The information recycling economy

A particularly interesting phenomenon is how information is handled on social media. An idea originates somewhere – perhaps in an article, a podcast, or a conference. Then, someone picks up this idea and posts it on LinkedIn. A few days later, another person sees this LinkedIn post and writes a Medium article about it. Another creator makes a TikTok video about it. A fourth writes a newsletter article.

This isn't knowledge generation, it's knowledge circulation. Information circulates, constantly being digested and repackaged, but not truly expanded. The "media experts" play the role of circulators. They are not sources, but filters. They select what becomes visible from the vast flood of information within their filter bubble.

That's fine if the people spreading this information are honest. It becomes problematic when they present themselves as experts. A true expert generates new insights, instead of simply recycling well-known ideas in new wording.

The platforms reward the dissemination of ideas more than the invention of new ones. Content that someone simply repackages or reposts often gains reach faster than truly original thoughts that initially receive little attention. This creates an incentive system in which non-originality is more lucrative than genuine innovation.
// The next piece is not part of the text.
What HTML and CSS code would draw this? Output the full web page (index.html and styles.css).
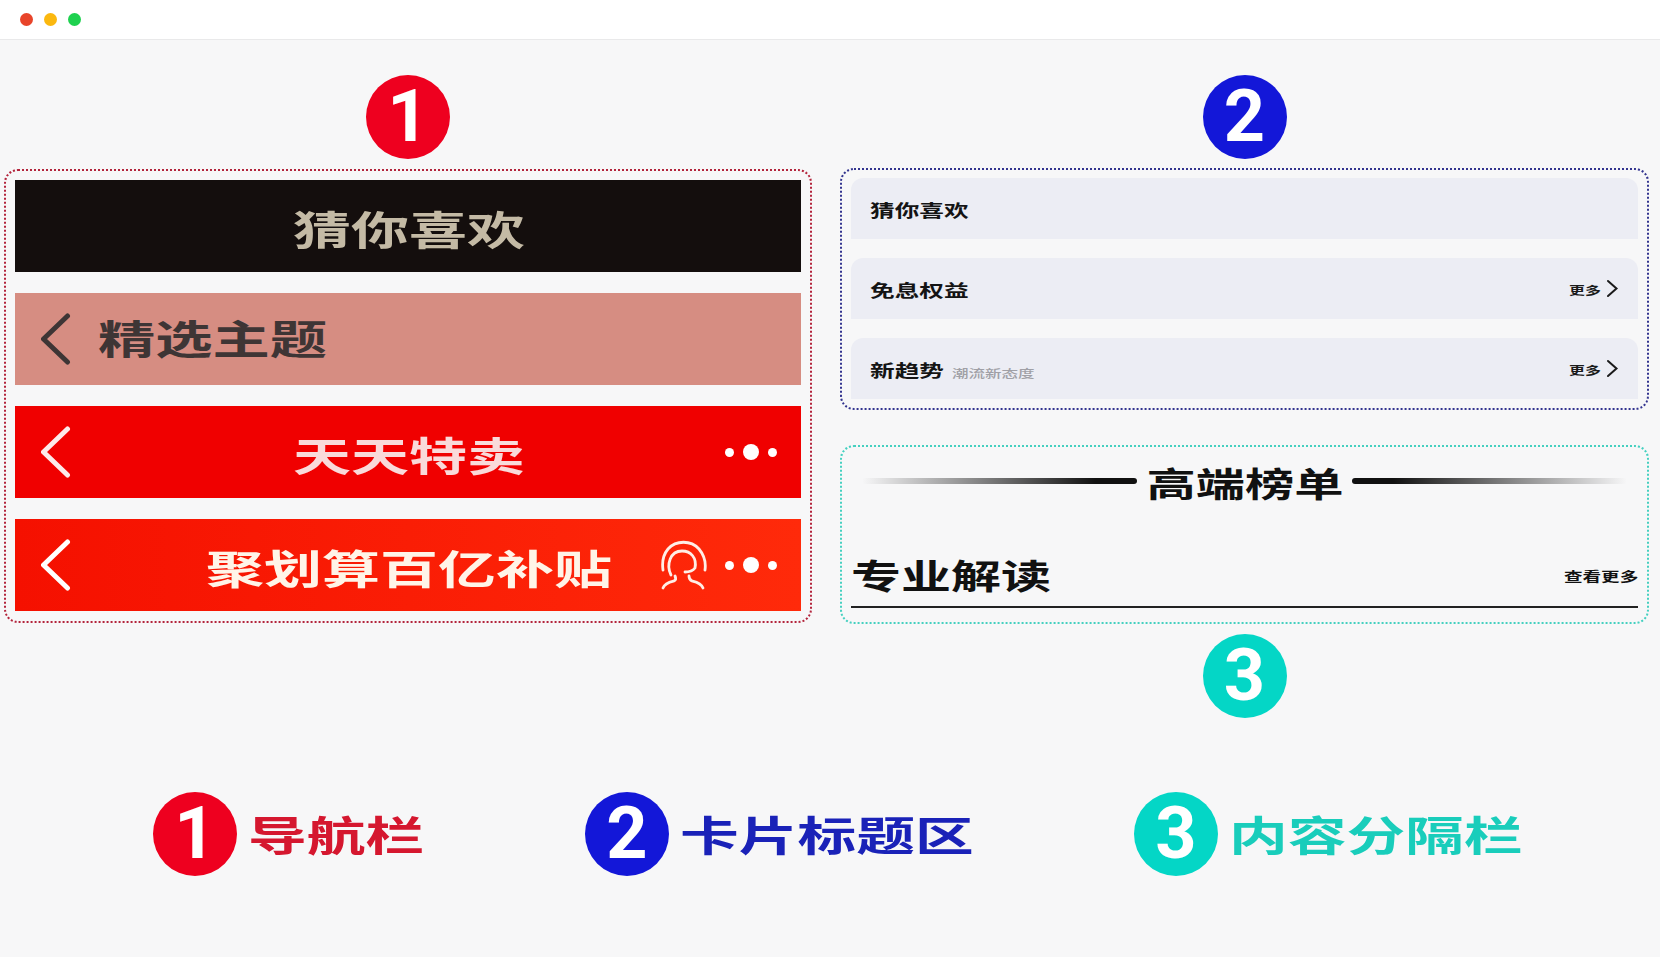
FILE: index.html
```html
<!DOCTYPE html>
<html lang="zh-CN">
<head>
  <meta charset="UTF-8" />
  <meta name="viewport" content="width=device-width, initial-scale=1.0" />
  <title>导航栏 卡片标题区 内容分隔栏</title>
  <link rel="stylesheet" href="styles.css">
</head>
<body>
  <header class="titlebar">
    <span class="light light-red"></span>
    <span class="light light-yellow"></span>
    <span class="light light-green"></span>
  </header>

  <main class="board">
    <section class="col">
      <div class="badge badge-red">1</div>
      <div class="panel panel-red">
        <div class="bar bar-black">
          <span></span>
          <span class="wide bar-title">猜你喜欢</span>
          <span></span>
        </div>
        <div class="bar bar-rose bar-left">
          <svg class="back" viewBox="0 0 30 52"><polyline points="26.5,3 2.5,26 26.5,49" /></svg>
          <span class="wide from-left bar-text">精选主题</span>
        </div>
        <div class="bar bar-red">
          <svg class="back" viewBox="0 0 30 52"><polyline points="26.5,3 2.5,26 26.5,49" /></svg>
          <span class="wide bar-title">天天特卖</span>
          <div class="actions">
            <div class="dots"><i></i><b></b><i></i></div>
          </div>
        </div>
        <div class="bar bar-orange">
          <svg class="back" viewBox="0 0 30 52"><polyline points="26.5,3 2.5,26 26.5,49" /></svg>
          <span class="wide bar-title">聚划算百亿补贴</span>
          <div class="actions">
            <svg class="headset" viewBox="0 0 48 52">
              <path d="M3 31 C2 24 3 16 8 10 C16 1 31 1 39 10 C44 16 46 24 45 31" />
              <path d="M11 36 C6 26 10 12 22 12 C31 12 37 19 35 29 C32 33 28 33 25 33" />
              <path d="M3 49 C5 44 10 43 14 42 C16 41 16 39 15 37" />
              <path d="M43 49 C41 44 36 43 32 42 C30 41 29 39 29 37" />
            </svg>
            <div class="dots"><i></i><b></b><i></i></div>
          </div>
        </div>
      </div>
    </section>

    <section class="col">
      <div class="badge badge-blue">2</div>
      <div class="panel panel-blue">
        <div class="row">
          <span class="wide from-left row-title">猜你喜欢</span>
        </div>
        <div class="row">
          <span class="wide from-left row-title">免息权益</span>
          <a class="more"><span class="wide from-right">更多</span>
            <svg class="next" viewBox="0 0 13 19"><polyline points="2,2 10.5,9.5 2,17" /></svg>
          </a>
        </div>
        <div class="row">
          <div class="row-left">
            <span class="wide from-left row-title row-title-short">新趋势</span>
            <span class="wide from-left row-sub">潮流新态度</span>
          </div>
          <a class="more"><span class="wide from-right">更多</span>
            <svg class="next" viewBox="0 0 13 19"><polyline points="2,2 10.5,9.5 2,17" /></svg>
          </a>
        </div>
      </div>
      <div class="panel panel-teal">
        <div class="rank-head">
          <span class="rule rule-in"></span>
          <div class="rank-title"><span class="wide">高端榜单</span></div>
          <span class="rule rule-out"></span>
        </div>
        <div class="sub-head">
          <span class="wide from-left sub-title">专业解读</span>
          <span class="wide from-right sub-more">查看更多</span>
        </div>
      </div>
      <div class="badge badge-teal">3</div>
    </section>
  </main>

  <footer class="legend">
    <div class="legend-item">
      <div class="badge badge-red">1</div>
      <div class="legend-label label-3 text-red"><span class="wide from-left">导航栏</span></div>
    </div>
    <div class="legend-item">
      <div class="badge badge-blue">2</div>
      <div class="legend-label label-5 text-blue"><span class="wide from-left">卡片标题区</span></div>
    </div>
    <div class="legend-item">
      <div class="badge badge-teal">3</div>
      <div class="legend-label label-5 text-teal"><span class="wide from-left">内容分隔栏</span></div>
    </div>
  </footer>
</body>
</html>
```

FILE: styles.css
```css
:root {
  --bg: #f7f7f8;
  --red: #ee001f;
  --blue: #1317d8;
  --teal: #04d6c6;
  --row: #ecedf4;
}
* {
  box-sizing: border-box;
}
html, body {
  height: 100%;
}
body {
  margin: 0;
  background: var(--bg);
  color: #111;
  font-family: "Noto Sans CJK SC", "Noto Sans", sans-serif;
  font-weight: 700;
  overflow: hidden;
}

/* the source image is stretched sideways, so the text is too */
.wide {
  display: inline-block;
  transform: scaleX(1.45);
  white-space: nowrap;
}
.from-left {
  transform-origin: left center;
}
.from-right {
  transform-origin: right center;
}

.titlebar {
  height: 40px;
  padding-left: 20px;
  display: flex;
  align-items: center;
  gap: 11px;
  background: #fff;
  border-bottom: 1px solid #e9e9ea;
}
.light {
  width: 13px;
  height: 13px;
  border-radius: 50%;
}
.light-red { background: #e8442a; }
.light-yellow { background: #fbb80f; }
.light-green { background: #1ed14f; }

.board {
  display: grid;
  grid-template-columns: 808px 809px;
  column-gap: 28px;
  padding: 35px 0 0 4px;
}
.col {
  display: flex;
  flex-direction: column;
  align-items: center;
}

.badge {
  flex: none;
  width: 84px;
  height: 84px;
  border-radius: 50%;
  display: flex;
  align-items: center;
  justify-content: center;
  color: #fff;
  font-family: Roboto, sans-serif;
  font-size: 72px;
  font-weight: 700;
  line-height: 1;
}
.badge-red { background: var(--red); }
.badge-blue { background: var(--blue); }
.badge-teal { background: var(--teal); }

.panel {
  width: 100%;
  border-radius: 14px;
  border: 2px dotted;
  display: flex;
  flex-direction: column;
}
.panel-red {
  margin-top: 10px;
  height: 454px;
  padding: 9px 9px 0;
  gap: 21px;
  border-color: #b3243c;
}
.panel-blue {
  margin-top: 9px;
  height: 242px;
  padding: 8px 9px 0;
  gap: 19px;
  border-color: #33348f;
}
.panel-teal {
  margin-top: 35px;
  height: 179px;
  padding: 14px 9px 14px;
  border-color: #45d0c0;
}
.col > .panel-teal + .badge {
  margin-top: 10px;
}

.bar {
  flex: none;
  height: 92px;
  padding: 0 24px 0 26px;
  display: grid;
  grid-template-columns: 1fr auto 1fr;
  align-items: center;
}
.bar-left {
  display: flex;
  gap: 27px;
}
.bar-black {
  background: #140e0d;
  color: #c4baa5;
}
.bar-rose {
  background: #d68d82;
  color: #3e3535;
}
.bar-red {
  background: #f00000;
  color: #f9dada;
}
.bar-orange {
  background: linear-gradient(90deg, #f51000, #ff2a0a);
  color: #fff4e8;
}
.bar-title {
  padding-top: 4px;
  font-size: 40px;
  line-height: 52px;
}
.bar-text {
  padding-bottom: 4px;
  font-size: 39.5px;
  line-height: 52px;
}
.back {
  width: 30px;
  height: 52px;
  fill: none;
  stroke: #fff;
  stroke-width: 5;
  stroke-linecap: round;
  stroke-linejoin: round;
}
.bar-rose .back {
  stroke: #3e3535;
}
.bar-red .back {
  stroke: #fdeaea;
}
.actions {
  display: flex;
  align-items: center;
  justify-content: flex-end;
  gap: 17px;
}
.dots {
  display: flex;
  align-items: center;
  gap: 9px;
}
.dots i, .dots b {
  display: block;
  border-radius: 50%;
  background: #fff;
}
.dots i {
  width: 9px;
  height: 9px;
}
.dots b {
  width: 16px;
  height: 16px;
}
.headset {
  width: 48px;
  height: 52px;
  fill: none;
  stroke: #ffeee6;
  stroke-width: 2.8;
  stroke-linecap: round;
}

.row {
  flex: none;
  height: 61px;
  padding: 0 19px 0 19px;
  display: flex;
  align-items: center;
  justify-content: space-between;
  background: var(--row);
  border-radius: 12px 12px 0 0;
}
.row-left {
  display: flex;
  align-items: center;
}
.row-title {
  padding-top: 3px;
  font-size: 17px;
  line-height: 24px;
  color: #141414;
}
.row-title-short {
  margin-right: 31px;
}
.row-sub {
  padding-top: 8px;
  font-size: 11.4px;
  line-height: 16px;
  font-weight: 500;
  color: #a0a0a6;
}
.more {
  display: flex;
  align-items: center;
  gap: 5px;
  font-size: 11px;
  line-height: 14px;
  color: #1a1a1a;
}
.more .wide {
  padding-top: 3px;
}
.next {
  width: 13px;
  height: 19px;
  fill: none;
  stroke: #1a1a1a;
  stroke-width: 2;
  stroke-linecap: round;
}

.rank-head {
  height: 40px;
  padding: 0 11px;
  display: flex;
  align-items: center;
}
.rule {
  flex: 1;
  height: 6px;
  border-radius: 3px;
}
.rule-in {
  background: linear-gradient(90deg, transparent, #111 85%);
}
.rule-out {
  background: linear-gradient(90deg, #111 15%, transparent);
}
.rank-title {
  width: 215px;
  margin-top: 4px;
  text-align: center;
  font-size: 34px;
  line-height: 40px;
}
.sub-head {
  margin-top: auto;
  padding-bottom: 12px;
  display: flex;
  align-items: center;
  justify-content: space-between;
  border-bottom: 2px solid #222;
}
.sub-title {
  font-size: 34.5px;
  line-height: 40px;
}
.sub-more {
  padding-top: 3px;
  font-size: 12.8px;
  line-height: 16px;
}

.legend {
  margin-top: 74px;
  padding-left: 153px;
  display: flex;
  gap: 161px;
}
.legend-item {
  display: flex;
  align-items: center;
  gap: 11px;
}
.legend-label {
  font-size: 40.5px;
  line-height: 52px;
}
.label-3 { width: 176px; }
.label-5 { width: 293px; }
.text-red { color: #d5172f; }
.text-blue { color: #1a22b8; }
.text-teal { color: #19cdbb; }
```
The precariat in digital form

One final point: Content creators represent a new form of precarity. They are not traditional employees with contracts and benefits. Nor are they true entrepreneurs with assets and independence. They are precariat in the classic sense: insecure, flexible, and easily replaceable.
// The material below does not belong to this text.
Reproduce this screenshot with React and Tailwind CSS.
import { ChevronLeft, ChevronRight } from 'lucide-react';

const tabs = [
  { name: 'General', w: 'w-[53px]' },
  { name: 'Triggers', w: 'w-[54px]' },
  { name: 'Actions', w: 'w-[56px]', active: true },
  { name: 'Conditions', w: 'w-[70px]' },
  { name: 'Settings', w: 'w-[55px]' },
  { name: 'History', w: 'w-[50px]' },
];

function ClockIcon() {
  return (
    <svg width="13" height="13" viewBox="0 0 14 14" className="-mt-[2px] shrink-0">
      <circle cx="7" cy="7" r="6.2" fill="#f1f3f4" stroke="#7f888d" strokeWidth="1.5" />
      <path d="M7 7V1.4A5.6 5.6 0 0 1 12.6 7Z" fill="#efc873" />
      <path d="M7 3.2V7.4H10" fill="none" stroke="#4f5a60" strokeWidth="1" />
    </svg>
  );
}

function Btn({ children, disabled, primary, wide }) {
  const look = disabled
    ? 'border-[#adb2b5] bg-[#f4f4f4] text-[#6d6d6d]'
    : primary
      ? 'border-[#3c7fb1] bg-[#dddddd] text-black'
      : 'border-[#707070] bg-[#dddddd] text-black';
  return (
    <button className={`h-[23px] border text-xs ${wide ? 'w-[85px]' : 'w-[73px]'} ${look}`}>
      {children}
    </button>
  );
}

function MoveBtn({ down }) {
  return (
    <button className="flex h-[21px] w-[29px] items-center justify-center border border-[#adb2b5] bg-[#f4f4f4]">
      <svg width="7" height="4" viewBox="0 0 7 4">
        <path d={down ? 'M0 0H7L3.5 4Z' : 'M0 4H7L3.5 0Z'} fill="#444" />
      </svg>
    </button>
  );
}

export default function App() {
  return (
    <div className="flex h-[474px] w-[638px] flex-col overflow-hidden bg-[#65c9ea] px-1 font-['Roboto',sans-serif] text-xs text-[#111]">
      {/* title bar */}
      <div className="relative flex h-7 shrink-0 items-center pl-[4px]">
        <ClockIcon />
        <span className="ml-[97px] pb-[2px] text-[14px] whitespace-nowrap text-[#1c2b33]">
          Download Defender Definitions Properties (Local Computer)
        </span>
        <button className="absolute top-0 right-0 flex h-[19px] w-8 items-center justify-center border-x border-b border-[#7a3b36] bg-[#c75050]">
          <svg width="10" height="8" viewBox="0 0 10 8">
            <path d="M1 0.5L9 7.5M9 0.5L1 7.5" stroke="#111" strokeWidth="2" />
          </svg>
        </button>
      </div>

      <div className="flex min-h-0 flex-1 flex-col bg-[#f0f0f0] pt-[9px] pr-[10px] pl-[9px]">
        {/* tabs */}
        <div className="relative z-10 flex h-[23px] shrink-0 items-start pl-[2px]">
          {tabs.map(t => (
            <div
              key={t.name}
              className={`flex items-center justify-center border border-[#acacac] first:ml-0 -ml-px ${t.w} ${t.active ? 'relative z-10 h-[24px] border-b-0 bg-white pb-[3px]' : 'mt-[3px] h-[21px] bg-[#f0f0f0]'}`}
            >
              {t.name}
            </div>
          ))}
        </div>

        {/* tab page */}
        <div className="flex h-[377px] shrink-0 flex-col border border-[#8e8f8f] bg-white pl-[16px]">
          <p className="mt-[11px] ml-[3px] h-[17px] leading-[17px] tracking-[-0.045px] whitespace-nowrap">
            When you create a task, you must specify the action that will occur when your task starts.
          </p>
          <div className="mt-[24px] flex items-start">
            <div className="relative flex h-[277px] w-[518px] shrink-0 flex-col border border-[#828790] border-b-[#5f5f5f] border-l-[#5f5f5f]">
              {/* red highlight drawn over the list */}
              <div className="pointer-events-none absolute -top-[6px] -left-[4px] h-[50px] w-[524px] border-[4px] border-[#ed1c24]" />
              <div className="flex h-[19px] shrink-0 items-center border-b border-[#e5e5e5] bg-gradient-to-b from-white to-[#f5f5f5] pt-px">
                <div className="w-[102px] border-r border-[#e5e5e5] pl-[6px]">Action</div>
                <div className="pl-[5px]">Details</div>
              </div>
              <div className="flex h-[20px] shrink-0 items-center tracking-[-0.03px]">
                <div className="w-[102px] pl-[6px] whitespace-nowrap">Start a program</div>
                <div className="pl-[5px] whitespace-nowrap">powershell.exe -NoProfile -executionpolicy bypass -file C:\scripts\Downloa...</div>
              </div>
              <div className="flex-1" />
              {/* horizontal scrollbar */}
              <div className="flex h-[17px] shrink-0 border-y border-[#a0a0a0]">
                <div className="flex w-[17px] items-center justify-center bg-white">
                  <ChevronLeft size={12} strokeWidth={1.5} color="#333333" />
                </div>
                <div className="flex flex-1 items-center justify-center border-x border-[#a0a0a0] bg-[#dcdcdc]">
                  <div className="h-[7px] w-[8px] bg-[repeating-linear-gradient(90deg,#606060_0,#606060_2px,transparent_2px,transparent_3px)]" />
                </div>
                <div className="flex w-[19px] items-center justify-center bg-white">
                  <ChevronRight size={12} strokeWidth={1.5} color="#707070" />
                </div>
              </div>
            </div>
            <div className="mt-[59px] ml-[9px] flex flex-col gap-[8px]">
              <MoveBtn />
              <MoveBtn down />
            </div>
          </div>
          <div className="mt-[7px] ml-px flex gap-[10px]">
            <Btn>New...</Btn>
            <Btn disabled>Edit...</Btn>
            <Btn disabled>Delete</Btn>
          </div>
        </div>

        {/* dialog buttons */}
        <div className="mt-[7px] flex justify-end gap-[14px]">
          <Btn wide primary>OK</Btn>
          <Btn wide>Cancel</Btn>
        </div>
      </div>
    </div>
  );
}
And, as in classic precarious employment, they are told that insecurity is a feature, not a bug. They are “flexible.” They can manage their own time. They are “independent.” They are “entrepreneurs.”
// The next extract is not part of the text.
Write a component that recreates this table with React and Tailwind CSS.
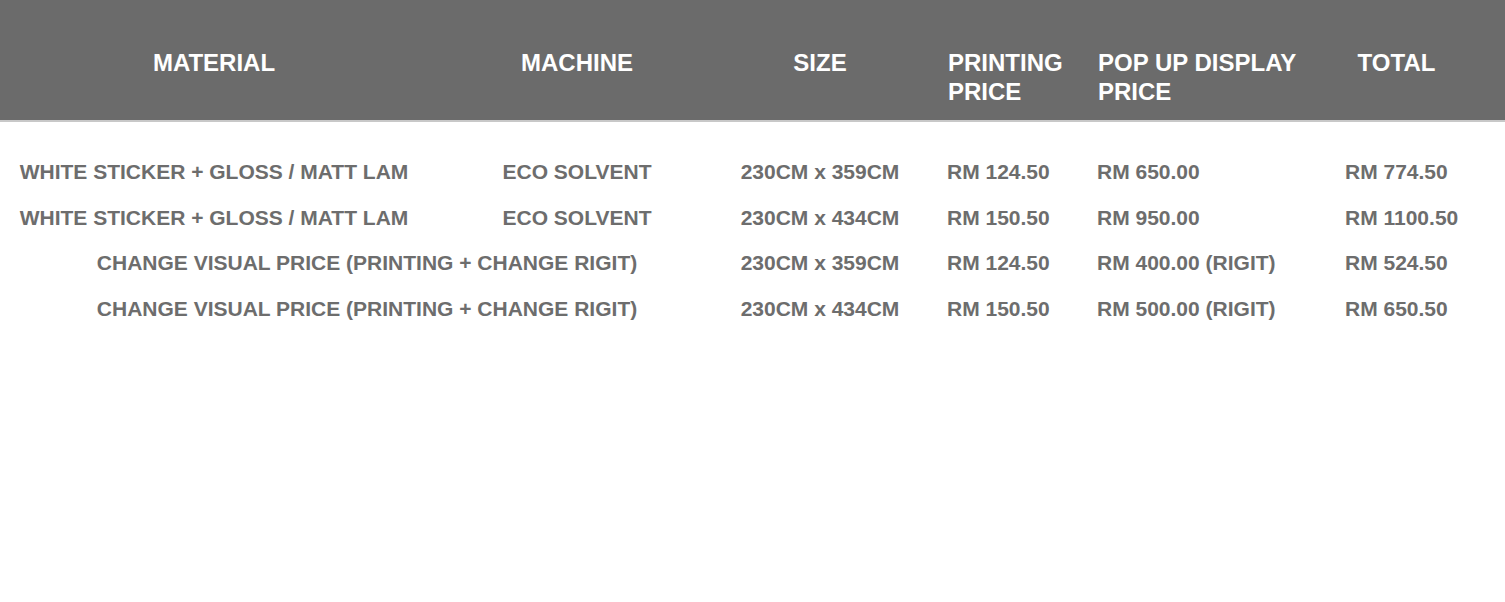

The reality is: They are employees of a platform that refuses to classify them as such. The platform can change its algorithms and thereby reduce their revenue to zero. They can be demonetized without cause or recourse. They have no bargaining power.

A real business would have diversification as a core principle. A content creator who is dependent on a single platform has no business. That's gambling.

The top creators (the 1% who actually earn money) know this. They build courses, products, newsletters. They diversify. But that's only possible if you have enough initial capital. The average creator doesn't even get that far.

The term "precariat" refers to a social group of people whose living and working conditions are insecure, poorly protected, and characterized by poverty or the risk of poverty. Typical characteristics include unstable or poorly paid jobs, a lack of social security, and limited opportunities for advancement, meaning that those affected often live below the socially accepted level of income, protection, and social integration.

A system with no way out

The situation, at its core, is a system with no obvious way out. The platforms have network monopolies. Creators depend on the reach that only the platforms provide. Advertisers depend on creator audiences to achieve their goals. The cycle is complete.

And within this closed cycle, there is a subgroup—the media experts—who play a particular game. They earn money by telling others how to succeed within the system. They themselves are so dependent on the system that they fail to see that they are selling others an illusion.

The puppet shows on LinkedIn aren't proof that the system works. They're proof of its sophistication. The system has managed to convince people that their dependence is independence. That their exploitation is entrepreneurship. That their insecurity is flexibility.

This is the true achievement of the attention economy: it has not only monetized attention, it has distorted self-perception. People think they are successful when the platform gives them visibility. They think they are experts when they have learned how to feed the algorithm.

The madness of the hamster wheel lies not in the physical exertion. It lies in the psychological deformation. People train themselves to be dependent and call that success.